Clinical trials are about to begin at the Mayo Clinic in the US for a vaccine that could help the body fend off certain types of breast, ovarian and lung cancers.
Researchers have been studying cancer vaccines for decades, with the aim of using the vaccine to teach the body’s immune system how to fight cancer.
Researchers think the vaccine, known as TPIV 200, will be able to prevent tumours recurring in people who have already had specific types of cancer.
Unlike traditional vaccines, which are used to prevent illnesses in healthy people, the cancer vaccines in development are therapeutic, meaning they are used after a patient has been diagnosed with cancer – to prevent on the cancer returning in other parts of the body.
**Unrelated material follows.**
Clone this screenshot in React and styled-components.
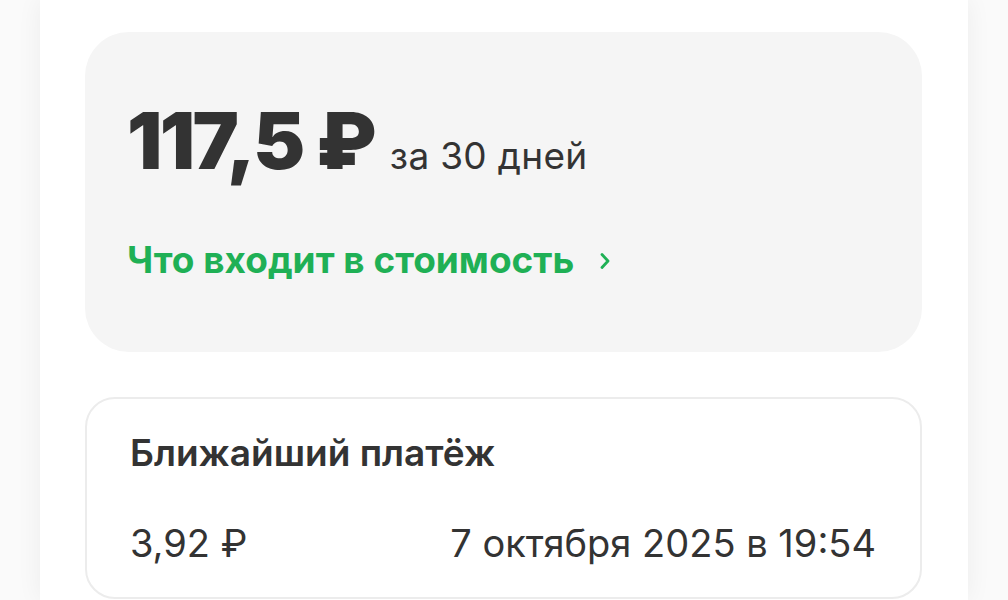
import React from 'react';
import styled, { createGlobalStyle } from 'styled-components';

const GlobalStyle = createGlobalStyle`
  html, body {
    margin: 0;
    padding: 0;
    background: #fafafa;
  }
  body {
    font-family: 'Inter', 'Noto Sans', sans-serif;
    color: #333333;
  }
`;

const Page = styled.div`
  min-height: 600px;
  display: flex;
  justify-content: center;
`;

const Panel = styled.main`
  width: 928px;
  min-height: 600px;
  background: #ffffff;
  box-shadow: 0 0 24px rgba(0, 0, 0, 0.06);
  padding: 32px 46px 0 45px;
  box-sizing: border-box;
  display: flex;
  flex-direction: column;
  gap: 45px;
`;

const PriceCard = styled.section`
  background: #f5f5f5;
  border-radius: 44px;
  height: 320px;
  box-sizing: border-box;
  padding: 70px 42px 0;
  display: flex;
  flex-direction: column;
`;

const PriceRow = styled.div`
  display: flex;
  align-items: baseline;
  gap: 16px;
`;

const Price = styled.span`
  font-size: 78px;
  line-height: 78px;
  font-weight: 900;
  letter-spacing: -2.5px;
  color: #333333;
`;

const Period = styled.span`
  font-size: 37px;
  font-weight: 400;
  letter-spacing: 0.3px;
  color: #333333;
`;

const DetailsLink = styled.a`
  margin-top: 57px;
  display: inline-flex;
  align-items: center;
  gap: 26px;
  font-size: 37px;
  font-weight: 700;
  color: #1fb055;
  text-decoration: none;
  cursor: pointer;
  align-self: flex-start;

  svg {
    margin-top: 2px;
  }
`;

const PaymentCard = styled.section`
  border: 2px solid #ececec;
  border-radius: 30px;
  box-sizing: border-box;
  height: 202px;
  padding: 32px 44px 0 43px;
  display: flex;
  flex-direction: column;
  gap: 46px;
`;

const CardTitle = styled.h2`
  margin: 0;
  font-size: 37px;
  line-height: 44px;
  font-weight: 600;
  color: #333333;
`;

const PaymentRow = styled.div`
  display: flex;
  justify-content: space-between;
  align-items: baseline;
  font-size: 38px;
  line-height: 44px;
  font-weight: 400;
  color: #333333;
`;

const Chevron = () => (
  <svg width="10" height="18" viewBox="0 0 10 18" fill="none">
    <path d="M2 2.5l6 6.5L2 15.5" stroke="currentColor" strokeWidth="2.8" strokeLinecap="round" strokeLinejoin="round" />
  </svg>
);

export default function App() {
  return (
    <>
      <GlobalStyle />
      <Page>
        <Panel>
          <PriceCard>
            <PriceRow>
              <Price>117,5 ₽</Price>
              <Period>за 30 дней</Period>
            </PriceRow>
            <DetailsLink>
              Что входит в стоимость
              <Chevron />
            </DetailsLink>
          </PriceCard>
          <PaymentCard>
            <CardTitle>Ближайший платёж</CardTitle>
            <PaymentRow>
              <span>3,92 ₽</span>
              <span>7 октября 2025 в 19:54</span>
            </PaymentRow>
          </PaymentCard>
        </Panel>
      </Page>
    </>
  );
}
Another key difference is that cancer vaccines have to attack complex cancer cells, which divide rapidly and can hide from the immune system.
Therein lies the challenge; when cancer first establishes itself in the body, it has to learn how to get around the immune system.
So the vaccine would also include immune-boosters, such as a ‘checkpoint inhibitor’ treatment, which helps the immune system recognise cancer cells as foreign invaders, providing a one-two punch against the disease.
NBCF-funded Dr Clare Slaney is developing an exciting new treatment which involves a virus-based vaccine as well as a transfusion of genetically modified white blood cells to attack cancer cells.
She believes that once administered, the treatment could potentially remain effective even after the primary tumour is eradicated, eliminating any remnant or newly arising tumour cells.
Her research is particularly important as the threat of cancer recurring in other organs is a constant worry for those who have already survived an initial diagnosis of breast cancer.